Abstract

To improve the depiction of autumn through spring land–atmosphere interactions and feedbacks within regional and global weather, climate, and hydrologic models, a Subgrid SNOW Distribution (SSNOWD) submodel that explicitly includes subgrid snow-depth and snow-cover variability has been developed. From both atmospheric and hydrologic perspectives, the subgrid snow-depth distribution is an important quantity to account for within large-scale models. In the natural system, these subgrid snow-depth distributions are largely responsible for the mosaic of snow-covered and snow-free areas that develop as the snow melts, and the impacts of these fractional areas must be quantified in order to realistically simulate grid-averaged surface fluxes. SSNOWD's formulation incorporates observational studies showing that snow distributions can be described by a lognormal distribution and the snow-depth coefficient of variation.
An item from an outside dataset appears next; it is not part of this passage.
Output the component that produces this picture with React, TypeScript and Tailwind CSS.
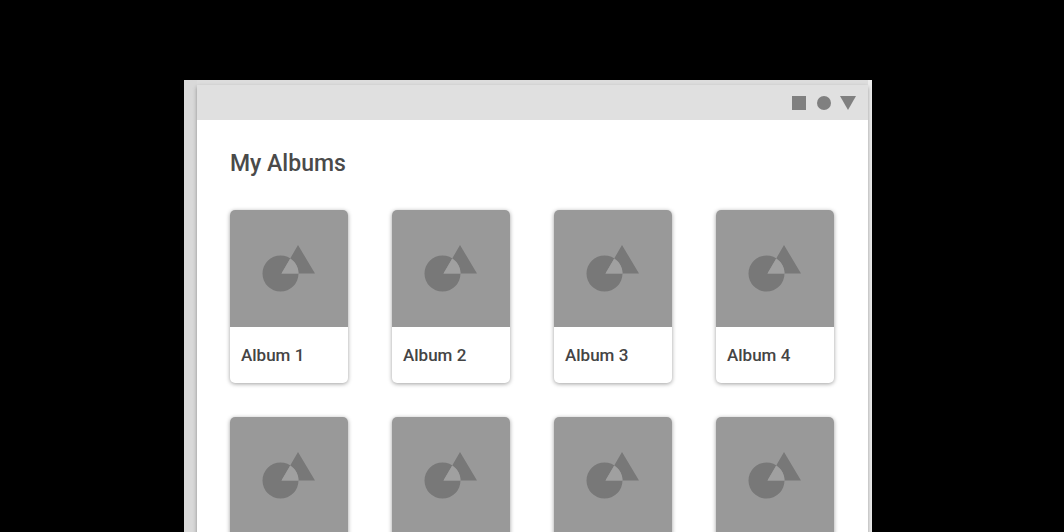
const albums = ['Album 1', 'Album 2', 'Album 3', 'Album 4', 'Album 5', 'Album 6', 'Album 7', 'Album 8'];

function AlbumArt() {
  return (
    <div className="flex h-[117px] items-center justify-center bg-[#999999]">
      <svg className="h-12 w-[54px]" viewBox="0 0 54 48" aria-hidden="true">
        <path
          fill="#787878"
          fillRule="evenodd"
          d="M36 0 L53 28.5 H19.5 Z M0.5 28.5 a18 18 0 1 0 36 0 a18 18 0 1 0 -36 0 Z"
        />
        <path fill="#a0a0a0" d="M19.5 28.5 L28.2 13.7 A18 18 0 0 1 36.5 28.5 Z" />
      </svg>
    </div>
  );
}

function AlbumCard({ title }: { title: string }) {
  return (
    <li className="overflow-hidden rounded-[5px] bg-white shadow-[0_1px_4px_rgba(0,0,0,0.38)]">
      <AlbumArt />
      <h2 className="px-[11px] py-4 text-[17px] leading-6 font-medium text-[#444444]">{title}</h2>
    </li>
  );
}

function StatusBar() {
  return (
    <div className="flex h-[35px] items-center justify-end bg-[#e0e0e0] pr-3">
      <svg className="h-4 w-16" viewBox="0 0 64 16" fill="#808080" aria-hidden="true">
        <rect x="0" y="1" width="14" height="14" />
        <circle cx="32" cy="8" r="7" />
        <path d="M48 1 H64 L56 15 Z" />
      </svg>
    </div>
  );
}

export default function App() {
  return (
    <div className="h-screen overflow-hidden bg-black pt-20 pr-48 pl-[184px] font-['Roboto',sans-serif]">
      <div className="min-h-full bg-linear-to-r from-[#d9d9d9] from-50% to-[#ececec] to-50% pr-1 pl-[13px]">
        <div className="h-[5px] bg-[#dddddd]" />
        <main className="min-h-screen bg-white shadow-[0_2px_4px_rgba(0,0,0,0.35)]">
          <StatusBar />
          <div className="pt-[30px] pr-[34px] pl-[33px]">
            <h1 className="text-[23px] leading-7 font-medium text-[#4a4a4a]">My Albums</h1>
            <ul className="mt-8 grid grid-cols-4 gap-x-11 gap-y-[34px]">
              {albums.map((title) => (
                <AlbumCard key={title} title={title} />
              ))}
            </ul>
          </div>
        </main>
      </div>
    </div>
  );
}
Using an understanding of the physical processes that lead to these observed snow-depth variations, a global distribution of nine subgrid snow-depth-variability categories was developed, and coefficient-of-variation values were assigned to each category based on published measurements. In addition, SSNOWD adopts the physically realistic approach of performing separate surface-energy-balance calculations over the snow-covered and snow-free portions of each model grid cell and weighing the resulting fluxes according to these fractional areas. Using a climate version of the Regional Atmospheric Modeling System (ClimRAMS) over a North American domain, SSNOWD was compared with a snow-cover formulation similar to those currently used in most general circulation models. The simulations indicated that accounting for snow-distribution variability has a significant impact on snow-cover evolution and associated energy and moisture fluxes.